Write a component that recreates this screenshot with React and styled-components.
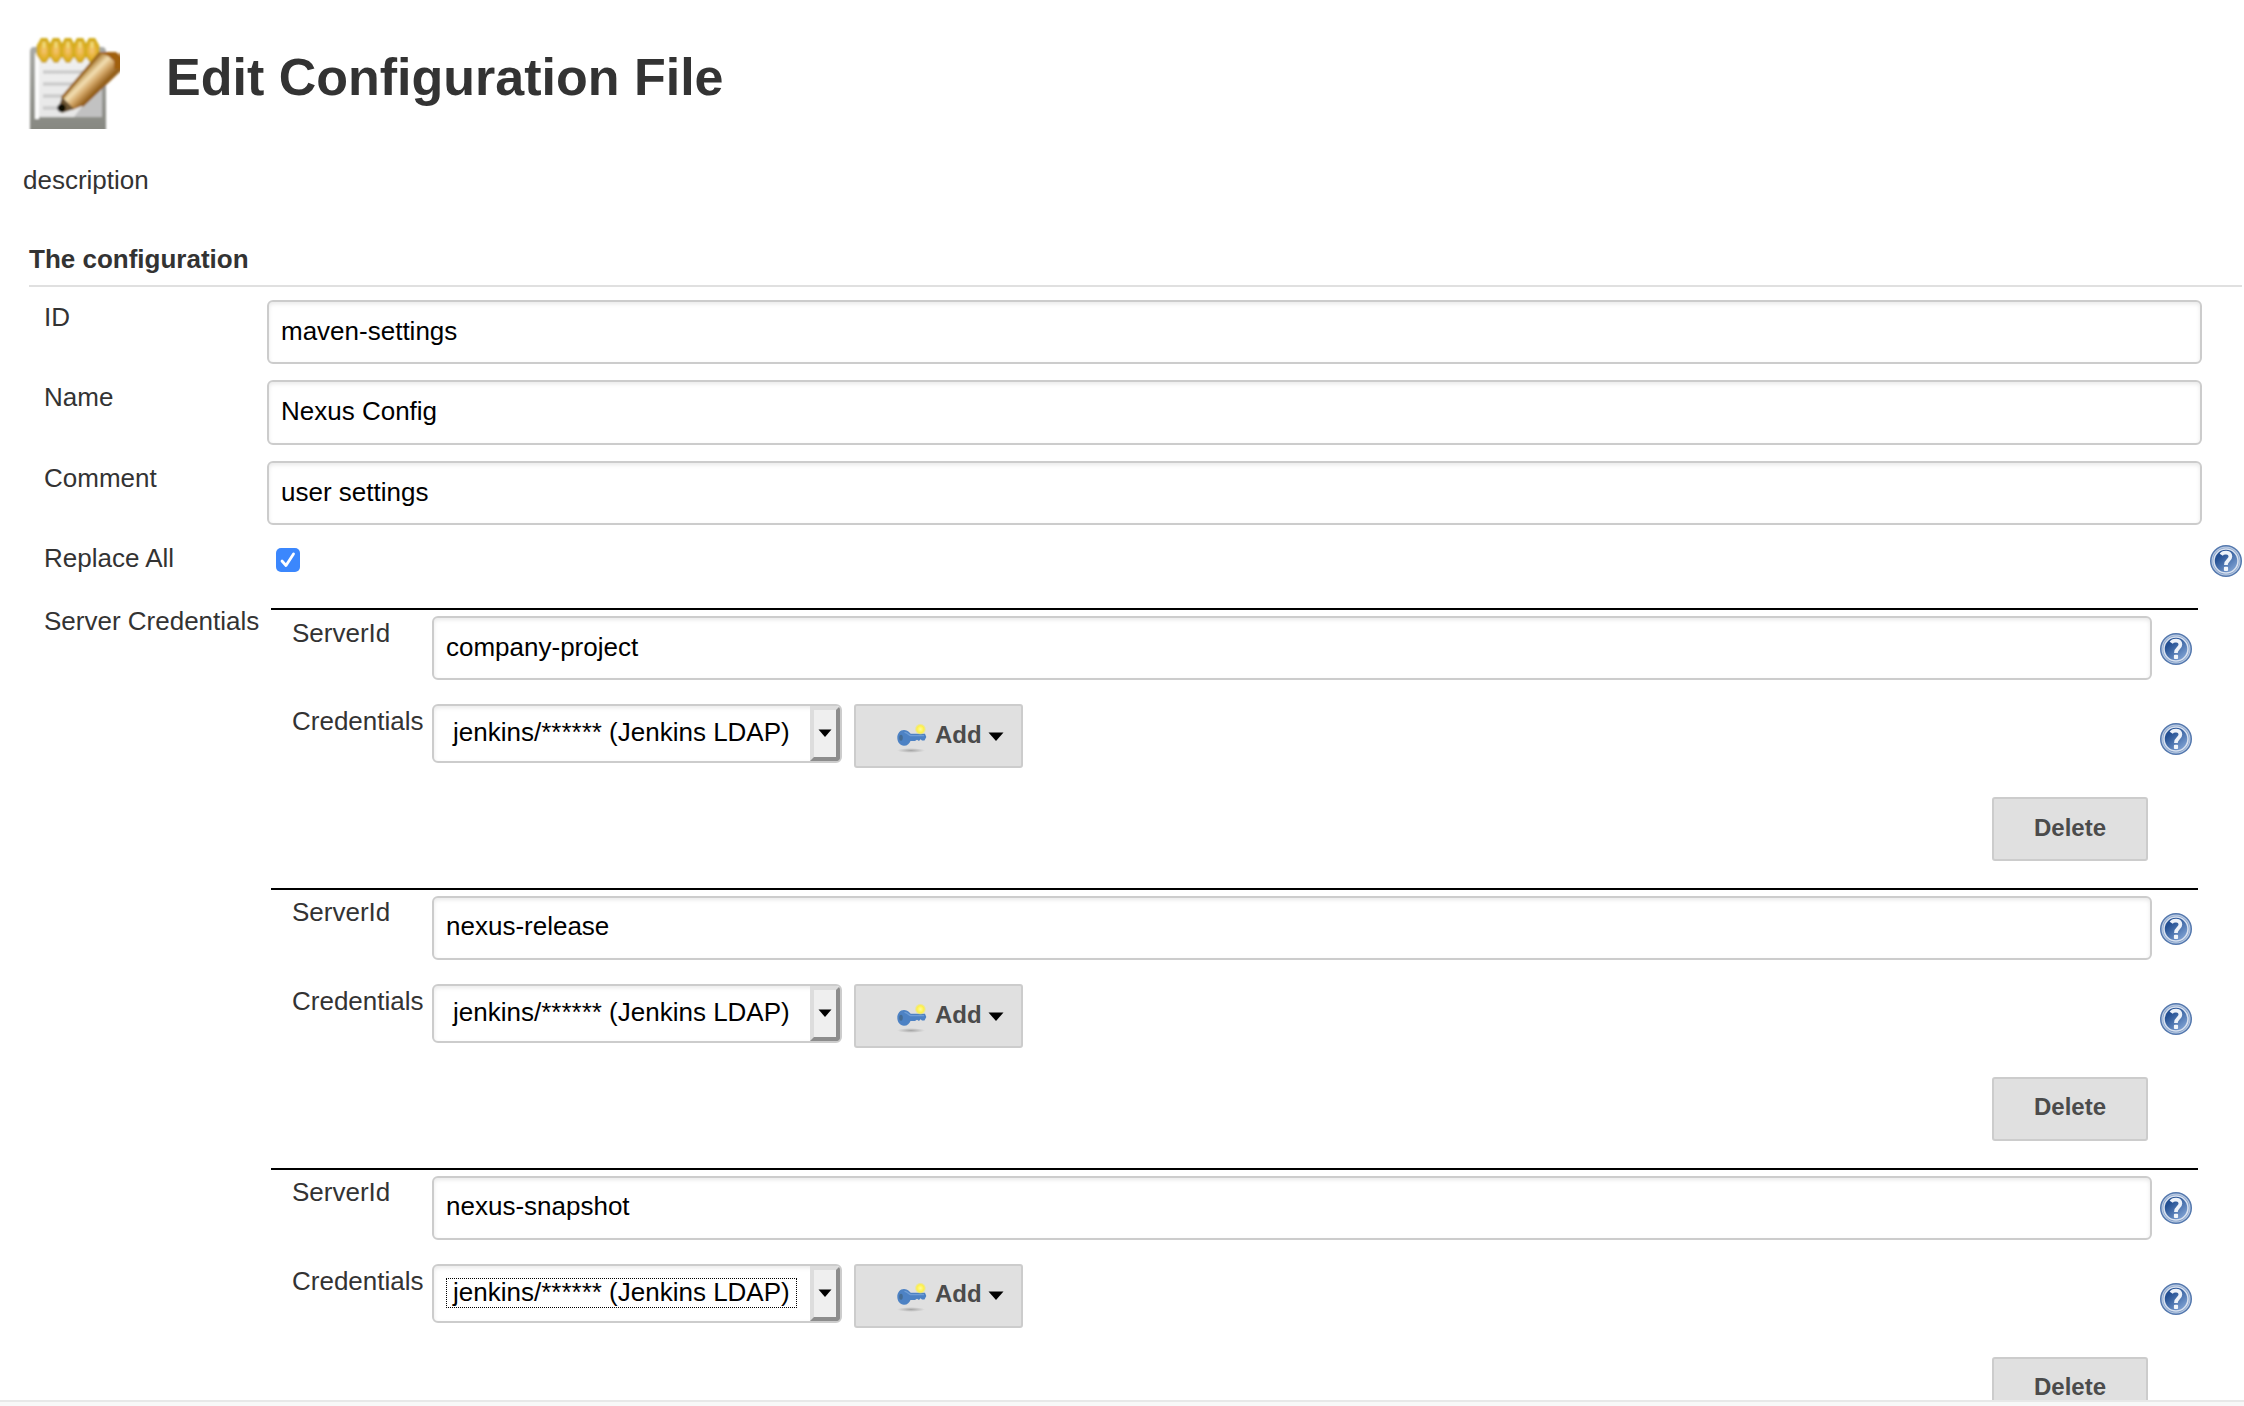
import React from "react";
import styled, { createGlobalStyle } from "styled-components";

const Global = createGlobalStyle`
  html, body { margin: 0; padding: 0; background: #fff; }
  * { box-sizing: border-box; }
  body { font-family: "Liberation Sans", Arial, sans-serif; font-size: 26px; line-height: 30px; color: #333; }
`;

const Page = styled.div`
  width: 2244px;
  height: 1406px;
  display: flex;
  flex-direction: column;
  overflow: hidden;
  background: #fff;
`;
const Content = styled.main`
  height: 1400px;
  flex: none;
  overflow: hidden;
`;
const Footer = styled.footer`
  height: 6px;
  flex: none;
  background: #f8f8f8;
  border-top: 2px solid #e8e8e8;
`;
const Header = styled.header`
  display: flex;
  align-items: flex-start;
  padding: 33px 0 0 24px;
  height: 165px;
  gap: 46px;
`;
const Title = styled.h1`
  margin: 14px 0 0;
  font-size: 52px;
  line-height: 60px;
  font-weight: bold;
  white-space: nowrap;
`;
const Description = styled.div`
  padding-left: 23px;
  height: 79px;
`;
const SectionTitle = styled.div`
  margin: 0 2px 0 29px;
  height: 43px;
  font-weight: bold;
  border-bottom: 2px solid #e0e0e0;
`;
const Form = styled.div`
  padding-top: 13px;
`;
const Row = styled.div`
  display: grid;
  grid-template-columns: 223px 1935px 1fr;
  padding-left: 44px;
  height: ${(p) => p.$height}px;
`;
const Label = styled.label`
  padding-top: ${(p) => p.$top ?? 2}px;
  margin-top: ${(p) => p.$shift ?? 0}px;
  white-space: nowrap;
`;
const TextInput = styled.input`
  display: block;
  width: 100%;
  height: ${(p) => p.$height ?? 64}px;
  padding: 0 12px ${(p) => p.$lift ?? 2}px;
  font: inherit;
  color: #000;
  background: #fff;
  border: 2px solid #ccc;
  border-radius: 6px;
  box-shadow: inset 0 2px 4px rgba(0, 0, 0, 0.09);
  outline: none;
`;
const CheckCell = styled.div`
  padding: 7px 0 0 9px;
`;
const CheckMark = styled.span`
  display: grid;
  place-items: center;
  width: 24px;
  height: 24px;
  border-radius: 5px;
  background: #3b87fd;
`;
const HelpCell = styled.div`
  padding: ${(p) => p.$top}px 0 0 8px;
`;
const HelpIcon = styled.svg`
  display: block;
  width: 32px;
  height: 32px;
`;
const Repeatable = styled.div`
  width: 1927px;
  margin-left: 4px;
`;
const Server = styled.section`
  height: 280px;
  border-top: 2px solid #000;
  padding-top: 6px;
`;
const ServerRow = styled.div`
  display: grid;
  grid-template-columns: 140px 1720px 1fr;
  padding-left: 21px;
  height: ${(p) => p.$height}px;
`;
const Controls = styled.div`
  display: flex;
  align-items: flex-start;
  gap: 12px;
`;
const Select = styled.div`
  display: flex;
  width: 410px;
  height: 59px;
  border: 2px solid #ccc;
  border-radius: 6px;
  box-shadow: inset 0 2px 4px rgba(0, 0, 0, 0.09);
  color: #000;
  overflow: hidden;
`;
const Value = styled.span`
  width: 351px;
  height: 30px;
  margin: 12px 13px 0 12px;
  padding-left: 6px;
  line-height: 27px;
  white-space: nowrap;
  border: 1px dotted ${(p) => (p.$focused ? "#000" : "transparent")};
`;
const Arrow = styled.span`
  display: grid;
  place-items: center;
  width: 30px;
  height: 55px;
  padding-bottom: 1px;
  background: #efefef;
  border: 4px solid;
  border-color: #ddd #8d8d8d #8d8d8d #ddd;
`;
const Button = styled.button`
  display: flex;
  align-items: center;
  justify-content: center;
  width: 156px;
  height: 64px;
  padding: 0 0 ${(p) => p.$lift ?? 3}px;
  font: bold 24px/28px "Liberation Sans", Arial, sans-serif;
  color: #4b4b4b;
  background: #e0e0e0;
  border: 2px solid #ccc;
  border-radius: 3px;
`;
const AddButton = styled(Button)`
  justify-content: flex-start;
  width: 169px;
  padding-left: 40px;
`;
const KeyIcon = styled.svg`
  flex: none;
  width: 32px;
  height: 32px;
  margin-top: 6px;
`;
const AddLabel = styled.span`
  margin: 0 6px 0 7px;
`;
const Caret = styled.svg`
  width: 16px;
  height: 9px;
  margin-top: 3px;
`;
const Actions = styled.div`
  display: flex;
  justify-content: flex-end;
  padding-right: 50px;
`;

function Help() {
  return (
    <HelpIcon viewBox="0 0 32 32">
      <defs>
        <linearGradient id="helpFill" x1="0.1" y1="0.2" x2="0.8" y2="1">
          <stop offset="0.15" stopColor="#234f92" />
          <stop offset="1" stopColor="#86a8d8" />
        </linearGradient>
      </defs>
      <circle cx="16" cy="16" r="16" fill="#5478ae" />
      <circle cx="16" cy="16" r="13.9" fill="#7c9ac6" stroke="#b9cae2" strokeWidth="1.2" />
      <circle cx="16" cy="16" r="12" fill="url(#helpFill)" stroke="#d9e2f0" strokeWidth="1.6" />
      <path d="M11.2 9.8C13 6.8 20.4 6.6 20.4 11.6C20.4 15.4 15.9 15 15.9 20" fill="none" stroke="#eef3fa" strokeWidth="3.7" />
      <rect x="13.9" y="21.8" width="4.2" height="4.2" rx="1" fill="#f2f6fb" />
    </HelpIcon>
  );
}

function Key() {
  return (
    <KeyIcon viewBox="0 0 32 32">
      <defs>
        <radialGradient id="keyShade">
          <stop offset="0" stopColor="#000" stopOpacity="0.26" />
          <stop offset="1" stopColor="#000" stopOpacity="0" />
        </radialGradient>
        <radialGradient id="keyGlow">
          <stop offset="0" stopColor="#fffb9a" />
          <stop offset="0.6" stopColor="#fdf04a" />
          <stop offset="1" stopColor="#f5e94a" stopOpacity="0" />
        </radialGradient>
        <filter id="keySoft"><feGaussianBlur stdDeviation="0.5" /></filter>
      </defs>
      <ellipse cx="15" cy="28.5" rx="14" ry="2.4" fill="url(#keyShade)" />
      <g filter="url(#keySoft)">
        <path d="M8 8C12 8 13.5 11 15 11.8H29L30.3 15L28.5 18.4H26L24.5 17.2L23 19L21 17.8L19 19H14.5C13.5 21.5 11.5 23.8 8 23.8C4 23.8 1.3 20 1.3 15.8C1.3 11.5 4 8 8 8Z" fill="#4d82c4" />
        <path d="M8.5 10.4C11.5 10.4 12.5 13 14.5 13.6H28" fill="none" stroke="#6f9dd6" strokeWidth="1.3" />
        <ellipse cx="5" cy="15.8" rx="1.8" ry="3" fill="#456c94" />
      </g>
      <circle cx="24.4" cy="7.2" r="5.8" fill="url(#keyGlow)" />
    </KeyIcon>
  );
}

const RINGS = [20, 32, 44, 56, 68];

function Notepad() {
  return (
    <svg width="96" height="96" viewBox="0 0 96 96">
      <defs>
        <linearGradient id="padEdge" x1="0" y1="0" x2="0" y2="1">
          <stop offset="0" stopColor="#a9aaa6" />
          <stop offset="1" stopColor="#85867f" />
        </linearGradient>
        <linearGradient id="padPaper" x1="0" y1="0" x2="0" y2="1">
          <stop offset="0" stopColor="#f1f1f1" />
          <stop offset="1" stopColor="#e6e6e6" />
        </linearGradient>
        <radialGradient id="padRing">
          <stop offset="0" stopColor="#f6c77a" />
          <stop offset="0.55" stopColor="#e5b232" />
          <stop offset="1" stopColor="#cdaa14" />
        </radialGradient>
        <linearGradient id="padWood" gradientUnits="userSpaceOnUse" x1="58" y1="40" x2="74" y2="56">
          <stop offset="0" stopColor="#b0823a" />
          <stop offset="0.35" stopColor="#f3dfb2" />
          <stop offset="0.65" stopColor="#d2a566" />
          <stop offset="1" stopColor="#94601c" />
        </linearGradient>
        <filter id="padSoft"><feGaussianBlur stdDeviation="1.3" /></filter>
      </defs>
      <g filter="url(#padSoft)">
        <path d="M6 19Q6 14 10 14H78Q82 14 82 19V102H6Z" fill="url(#padEdge)" />
        <path d="M11 20H78V84H14Q11 84 11 80Z" fill="url(#padPaper)" />
        <path d="M13 22V86" stroke="#fcfcfc" strokeWidth="4" />
        <path d="M19 39H62M19 51H52M19 63H44M19 75H36" stroke="#cccccc" strokeWidth="3.5" />
        <path d="M56 76L78 52V84H50Z" fill="#a2a2a2" opacity="0.55" />
        {RINGS.map((x) => (
          <path
            key={x}
            d={`M${x - 3} 5H${x + 3}L${x + 7.5} 13V22L${x + 2} 30H${x - 2}L${x - 7.5} 22V13Z`}
            fill="url(#padRing)"
          />
        ))}
        {RINGS.map((x) => (
          <path key={x} d={`M${x} 9V15`} stroke="#f0dc78" strokeWidth="3" />
        ))}
        <path d="M76 20L100 20V34L58 73L48 77L36 76L38 65Z" fill="url(#padWood)" />
        <path d="M100 33L58 73" stroke="#94601c" strokeWidth="3" />
        <path d="M38 65L76 20" stroke="#9c6a22" strokeWidth="3" />
        <path d="M74 19H92L100 26V36H90V28L84 23Z" fill="#a1600a" />
        <path d="M38 64L50 76L38 80L34 76Z" fill="#6b5330" />
        <circle cx="37.5" cy="75" r="4.2" fill="#0c0905" />
      </g>
    </svg>
  );
}

function ServerEntry({ id, first, last }) {
  return (
    <Server>
      <ServerRow $height={88}>
        <Label $top={first ? 2 : 1}>ServerId</Label>
        <TextInput defaultValue={id} $lift={first ? 2 : 4} />
        <HelpCell $top={last ? 16 : 17}><Help /></HelpCell>
      </ServerRow>
      <ServerRow $height={93}>
        <Label>Credentials</Label>
        <Controls>
          <Select>
            <Value $focused={last}>jenkins/****** (Jenkins LDAP)</Value>
            <Arrow>
              <svg width="14" height="8" viewBox="0 0 14 8"><path d="M0.5 0.5H13.5L7 8Z" fill="#000" /></svg>
            </Arrow>
          </Select>
          <AddButton $lift={last ? 4 : 3}>
            <Key />
            <AddLabel>Add</AddLabel>
            <Caret viewBox="0 0 16 9"><path d="M0.5 0.5H15.5L8 9Z" fill="#000" /></Caret>
          </AddButton>
        </Controls>
        <HelpCell $top={19}><Help /></HelpCell>
      </ServerRow>
      <Actions>
        <Button $lift={first ? 3 : 5}>Delete</Button>
      </Actions>
    </Server>
  );
}

export default function App() {
  return (
    <Page>
      <Global />
      <Content>
        <Header>
          <Notepad />
          <Title>Edit Configuration File</Title>
        </Header>
        <Description>description</Description>
        <SectionTitle>The configuration</SectionTitle>
        <Form>
          <Row $height={80}>
            <Label>ID</Label>
            <TextInput defaultValue="maven-settings" />
          </Row>
          <Row $height={81}>
            <Label>Name</Label>
            <TextInput defaultValue="Nexus Config" $height={65} $lift={3} />
          </Row>
          <Row $height={80}>
            <Label>Comment</Label>
            <TextInput defaultValue="user settings" />
          </Row>
          <Row $height={67}>
            <Label>Replace All</Label>
            <CheckCell>
              <CheckMark>
                <svg width="16" height="16" viewBox="0 0 16 16"><path d="M2 9L6 13.5L13.5 2" fill="none" stroke="#fff" strokeWidth="2.8" strokeLinecap="round" strokeLinejoin="round" /></svg>
              </CheckMark>
            </CheckCell>
            <HelpCell $top={4}><Help /></HelpCell>
          </Row>
          <Row $height={840}>
            <Label $top={0} $shift={-2}>Server Credentials</Label>
            <Repeatable>
              <ServerEntry id="company-project" first />
              <ServerEntry id="nexus-release" />
              <ServerEntry id="nexus-snapshot" last />
            </Repeatable>
          </Row>
        </Form>
      </Content>
      <Footer />
    </Page>
  );
}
####
Stated goal: State how many lines of the listing above include the word "React". Give nothing but the number.

Solution to this exercise: 2